• [Problem statement]:
Copy all of the material exactly. Pictures are not to appear in the copy.

• [Given material]:
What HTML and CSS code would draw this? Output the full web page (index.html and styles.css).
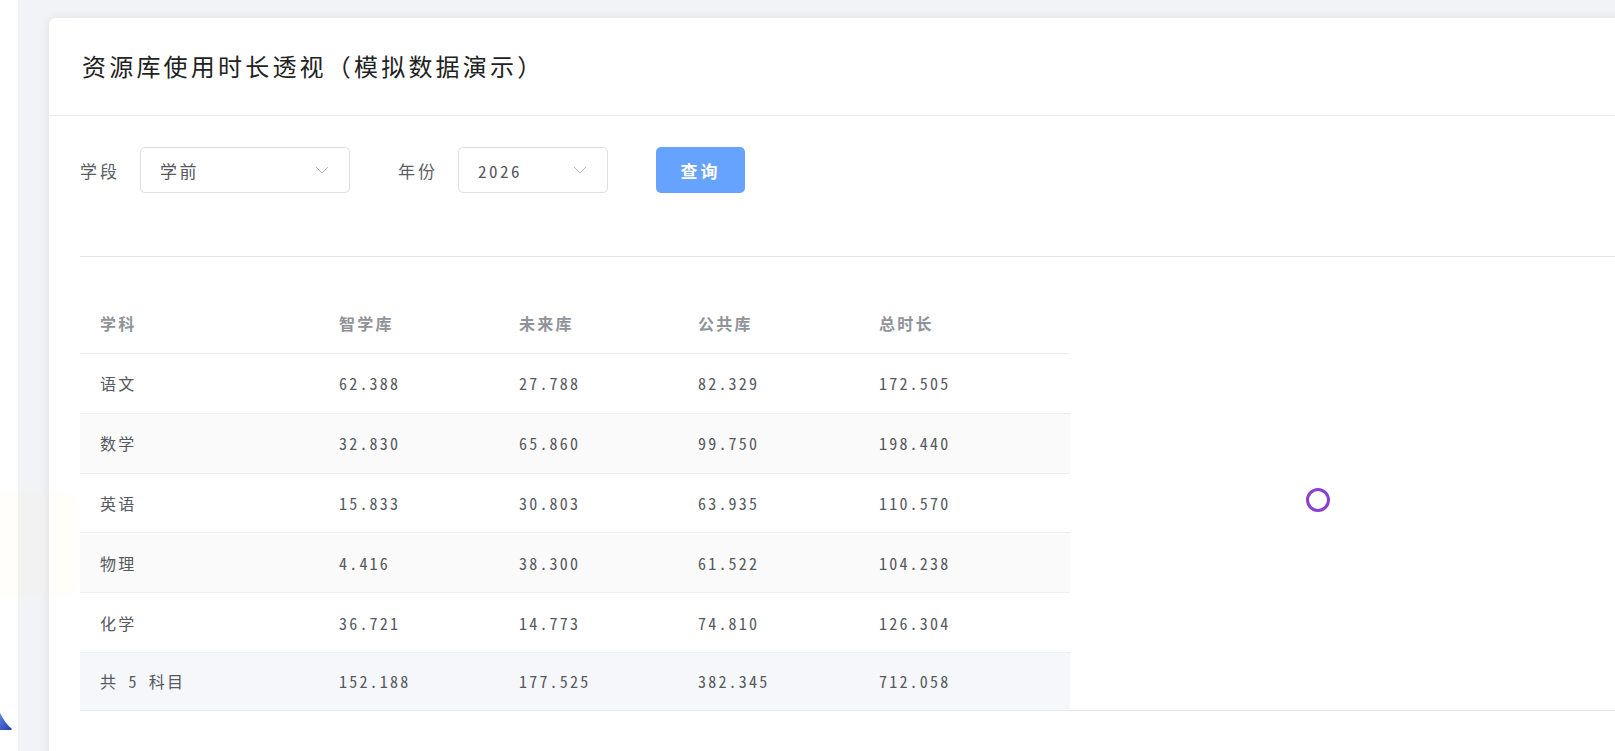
FILE: index.html
```html
<!DOCTYPE html>
<html lang="zh-CN">
<head>
    <meta charset="UTF-8">
    <meta name="viewport" content="width=device-width, initial-scale=1.0">
    <title>资源库使用时长透视</title>
    <link rel="stylesheet" href="styles.css">
</head>
<body>
    <div class="layout">
        <div class="sidebar"></div>
        <div class="main">
            <div class="card">
                <div class="card-header">
                    <h2>资源库使用时长透视（模拟数据演示）</h2>
                </div>
                <div class="card-body">
                    <div class="filters">
                        <span class="filter-label">学段</span>
                        <div class="select select-stage">
                            <span>学前</span>
                            <svg class="arrow" width="14" height="8" viewBox="0 0 14 8"><path d="M1 1 L7 7 L13 1" fill="none" stroke="#b4b7bd" stroke-width="1"/></svg>
                        </div>
                        <span class="filter-label label-year">年份</span>
                        <div class="select select-year">
                            <span>2026</span>
                            <svg class="arrow" width="14" height="8" viewBox="0 0 14 8"><path d="M1 1 L7 7 L13 1" fill="none" stroke="#b4b7bd" stroke-width="1"/></svg>
                        </div>
                        <button class="btn-query">查询</button>
                    </div>

                    <div class="divider"></div>

                    <div class="report">
                        <table class="report-table">
                            <colgroup>
                                <col style="width:239px">
                                <col style="width:180px">
                                <col style="width:179px">
                                <col style="width:181px">
                                <col style="width:211px">
                            </colgroup>
                            <thead>
                                <tr>
                                    <th>学科</th>
                                    <th>智学库</th>
                                    <th>未来库</th>
                                    <th>公共库</th>
                                    <th>总时长</th>
                                </tr>
                            </thead>
                            <tbody>
                                <tr><td>语文</td><td>62.388</td><td>27.788</td><td>82.329</td><td>172.505</td></tr>
                                <tr class="stripe"><td>数学</td><td>32.830</td><td>65.860</td><td>99.750</td><td>198.440</td></tr>
                                <tr><td>英语</td><td>15.833</td><td>30.803</td><td>63.935</td><td>110.570</td></tr>
                                <tr class="stripe"><td>物理</td><td>4.416</td><td>38.300</td><td>61.522</td><td>104.238</td></tr>
                                <tr><td>化学</td><td>36.721</td><td>14.773</td><td>74.810</td><td>126.304</td></tr>
                            </tbody>
                            <tfoot>
                                <tr><td>共 5 科目</td><td>152.188</td><td>177.525</td><td>382.345</td><td>712.058</td></tr>
                            </tfoot>
                        </table>
                        <div class="chart">
                            <div class="spinner"></div>
                        </div>
                    </div>
                </div>
            </div>
        </div>
    </div>

    <!-- restos flutuantes na borda esquerda -->
    <div class="float-ghost"></div>
    <svg class="float-logo" width="14" height="18" viewBox="0 0 14 18">
        <defs>
            <linearGradient id="g1" x1="0" y1="0" x2="1" y2="1">
                <stop offset="0" stop-color="#5a80e6"/>
                <stop offset="1" stop-color="#2341a8"/>
            </linearGradient>
        </defs>
        <path d="M0 0 C3 6 7 12 12 16 L11 17 C7 17 3 17 0 17 Z" fill="url(#g1)"/>
    </svg>
</body>
</html>
```

FILE: styles.css
```css
body {
    margin: 0;
    overflow: hidden;
    background-color: #f2f3f7;
    font-family: "Noto Sans Mono CJK SC", "Noto Sans CJK SC", sans-serif;
    color: #606266;
}
.layout {
    display: flex;
    height: 751px;
}
.sidebar {
    width: 18px;
    flex-shrink: 0;
    background-color: #fff;
}
.main {
    flex: 1;
    padding: 18px 0 0 31px;
    overflow: hidden;
}
.card {
    width: 1600px;
    height: 760px;
    background-color: #fff;
    border-radius: 6px 6px 0 0;
    box-shadow: 0 0 12px rgba(0,0,0,0.08);
}
.card-header {
    height: 94px;
    padding: 0 33px 3px;
    display: flex;
    align-items: center;
    border-bottom: 1px solid #e6e7eb;
}
.card-header h2 {
    margin: 0;
    font-size: 24px;
    font-weight: 500;
    letter-spacing: 3.2px;
    color: #222;
}
.card-body {
    padding: 31px 0 0 31px;
}
.filters {
    display: flex;
    align-items: center;
    height: 46px;
}
.filter-label {
    font-size: 17px;
    letter-spacing: 3px;
    color: #5a5d63;
    margin-right: 20px;
}
.label-year {
    margin-left: 48px;
}
.select {
    height: 46px;
    box-sizing: border-box;
    border: 1px solid #dcdfe6;
    border-radius: 5px;
    padding: 0 20px 0 19px;
    display: flex;
    align-items: center;
    justify-content: space-between;
    font-size: 17px;
    letter-spacing: 2.5px;
    color: #55585e;
}
.select-stage {
    width: 210px;
}
.select-year {
    width: 150px;
}
.btn-query {
    margin-left: 48px;
    width: 89px;
    height: 46px;
    border: none;
    border-radius: 5px;
    background-color: #66a3ff;
    color: #fff;
    font-family: inherit;
    font-size: 17px;
    font-weight: 700;
    letter-spacing: 3px;
}
.divider {
    margin-top: 63px;
    border-top: 1px solid #e4e6eb;
}
.report {
    margin-top: 36px;
    display: flex;
    border-bottom: 1px solid #e6e8ef;
}
.report-table {
    width: 990px;
    border-collapse: collapse;
    table-layout: fixed;
    font-size: 16px;
    letter-spacing: 2.2px;
}
.report-table th {
    height: 60px;
    padding: 0 0 0 20px;
    text-align: left;
    color: #909399;
    font-weight: 700;
    border-bottom: 1px solid #ebeef5;
}
.report-table td {
    height: 58.8px;
    padding: 0 0 0 20px;
    color: #55585e;
    border-bottom: 1px solid #ebeef5;
}
.report-table .stripe td {
    background-color: #fafafa;
}
.report-table tfoot td {
    height: 57px;
    border-bottom: none;
    background-color: #f5f7fa;
}
.chart {
    width: 496px;
    padding-bottom: 3px;
    display: flex;
    align-items: center;
    justify-content: center;
}
.spinner {
    width: 18px;
    height: 18px;
    border: 3px solid #8b3fd1;
    border-radius: 50%;
}
.float-ghost {
    position: absolute;
    left: -10px;
    top: 492px;
    width: 88px;
    height: 105px;
    border-radius: 14px;
    background-color: rgba(255, 236, 205, 0.07);
}
.float-logo {
    position: absolute;
    left: 0;
    top: 713px;
}
```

• [Correct answer]:
What HTML and CSS code would draw this? Output the full web page (index.html and styles.css).
FILE: index.html
```html
<!DOCTYPE html>
<html lang="zh-CN">
<head>
    <meta charset="UTF-8">
    <meta name="viewport" content="width=device-width, initial-scale=1.0">
    <title>资源库使用时长透视</title>
    <link rel="stylesheet" href="styles.css">
</head>
<body>
    <div class="layout">
        <div class="sidebar"></div>
        <div class="main">
            <div class="card">
                <div class="card-header">
                    <h2>资源库使用时长透视（模拟数据演示）</h2>
                </div>
                <div class="card-body">
                    <div class="filters">
                        <span class="filter-label">学段</span>
                        <div class="select select-stage">
                            <span>学前</span>
                            <svg class="arrow" width="14" height="8" viewBox="0 0 14 8"><path d="M1 1 L7 7 L13 1" fill="none" stroke="#b4b7bd" stroke-width="1"/></svg>
                        </div>
                        <span class="filter-label label-year">年份</span>
                        <div class="select select-year">
                            <span>2026</span>
                            <svg class="arrow" width="14" height="8" viewBox="0 0 14 8"><path d="M1 1 L7 7 L13 1" fill="none" stroke="#b4b7bd" stroke-width="1"/></svg>
                        </div>
                        <button class="btn-query">查询</button>
                    </div>

                    <div class="divider"></div>

                    <div class="report">
                        <table class="report-table">
                            <colgroup>
                                <col style="width:239px">
                                <col style="width:180px">
                                <col style="width:179px">
                                <col style="width:181px">
                                <col style="width:211px">
                            </colgroup>
                            <thead>
                                <tr>
                                    <th>学科</th>
                                    <th>智学库</th>
                                    <th>未来库</th>
                                    <th>公共库</th>
                                    <th>总时长</th>
                                </tr>
                            </thead>
                            <tbody>
                                <tr><td>语文</td><td>62.388</td><td>27.788</td><td>82.329</td><td>172.505</td></tr>
                                <tr class="stripe"><td>数学</td><td>32.830</td><td>65.860</td><td>99.750</td><td>198.440</td></tr>
                                <tr><td>英语</td><td>15.833</td><td>30.803</td><td>63.935</td><td>110.570</td></tr>
                                <tr class="stripe"><td>物理</td><td>4.416</td><td>38.300</td><td>61.522</td><td>104.238</td></tr>
                                <tr><td>化学</td><td>36.721</td><td>14.773</td><td>74.810</td><td>126.304</td></tr>
                            </tbody>
                            <tfoot>
                                <tr><td>共 5 科目</td><td>152.188</td><td>177.525</td><td>382.345</td><td>712.058</td></tr>
                            </tfoot>
                        </table>
                        <div class="chart">
                            <div class="spinner"></div>
                        </div>
                    </div>
                </div>
            </div>
        </div>
    </div>

    <!-- restos flutuantes na borda esquerda -->
    <div class="float-ghost"></div>
    <svg class="float-logo" width="14" height="18" viewBox="0 0 14 18">
        <defs>
            <linearGradient id="g1" x1="0" y1="0" x2="1" y2="1">
                <stop offset="0" stop-color="#5a80e6"/>
                <stop offset="1" stop-color="#2341a8"/>
            </linearGradient>
        </defs>
        <path d="M0 0 C3 6 7 12 12 16 L11 17 C7 17 3 17 0 17 Z" fill="url(#g1)"/>
    </svg>
</body>
</html>
```

FILE: styles.css
```css
body {
    margin: 0;
    overflow: hidden;
    background-color: #f2f3f7;
    font-family: "Noto Sans Mono CJK SC", "Noto Sans CJK SC", sans-serif;
    color: #606266;
}
.layout {
    display: flex;
    height: 751px;
}
.sidebar {
    width: 18px;
    flex-shrink: 0;
    background-color: #fff;
}
.main {
    flex: 1;
    padding: 18px 0 0 31px;
    overflow: hidden;
}
.card {
    width: 1600px;
    height: 760px;
    background-color: #fff;
    border-radius: 6px 6px 0 0;
    box-shadow: 0 0 12px rgba(0,0,0,0.08);
}
.card-header {
    height: 94px;
    padding: 0 33px 3px;
    display: flex;
    align-items: center;
    border-bottom: 1px solid #e6e7eb;
}
.card-header h2 {
    margin: 0;
    font-size: 24px;
    font-weight: 500;
    letter-spacing: 3.2px;
    color: #222;
}
.card-body {
    padding: 31px 0 0 31px;
}
.filters {
    display: flex;
    align-items: center;
    height: 46px;
}
.filter-label {
    font-size: 17px;
    letter-spacing: 3px;
    color: #5a5d63;
    margin-right: 20px;
}
.label-year {
    margin-left: 48px;
}
.select {
    height: 46px;
    box-sizing: border-box;
    border: 1px solid #dcdfe6;
    border-radius: 5px;
    padding: 0 20px 0 19px;
    display: flex;
    align-items: center;
    justify-content: space-between;
    font-size: 17px;
    letter-spacing: 2.5px;
    color: #55585e;
}
.select-stage {
    width: 210px;
}
.select-year {
    width: 150px;
}
.btn-query {
    margin-left: 48px;
    width: 89px;
    height: 46px;
    border: none;
    border-radius: 5px;
    background-color: #66a3ff;
    color: #fff;
    font-family: inherit;
    font-size: 17px;
    font-weight: 700;
    letter-spacing: 3px;
}
.divider {
    margin-top: 63px;
    border-top: 1px solid #e4e6eb;
}
.report {
    margin-top: 36px;
    display: flex;
    border-bottom: 1px solid #e6e8ef;
}
.report-table {
    width: 990px;
    border-collapse: collapse;
    table-layout: fixed;
    font-size: 16px;
    letter-spacing: 2.2px;
}
.report-table th {
    height: 60px;
    padding: 0 0 0 20px;
    text-align: left;
    color: #909399;
    font-weight: 700;
    border-bottom: 1px solid #ebeef5;
}
.report-table td {
    height: 58.8px;
    padding: 0 0 0 20px;
    color: #55585e;
    border-bottom: 1px solid #ebeef5;
}
.report-table .stripe td {
    background-color: #fafafa;
}
.report-table tfoot td {
    height: 57px;
    border-bottom: none;
    background-color: #f5f7fa;
}
.chart {
    width: 496px;
    padding-bottom: 3px;
    display: flex;
    align-items: center;
    justify-content: center;
}
.spinner {
    width: 18px;
    height: 18px;
    border: 3px solid #8b3fd1;
    border-radius: 50%;
}
.float-ghost {
    position: absolute;
    left: -10px;
    top: 492px;
    width: 88px;
    height: 105px;
    border-radius: 14px;
    background-color: rgba(255, 236, 205, 0.07);
}
.float-logo {
    position: absolute;
    left: 0;
    top: 713px;
}
```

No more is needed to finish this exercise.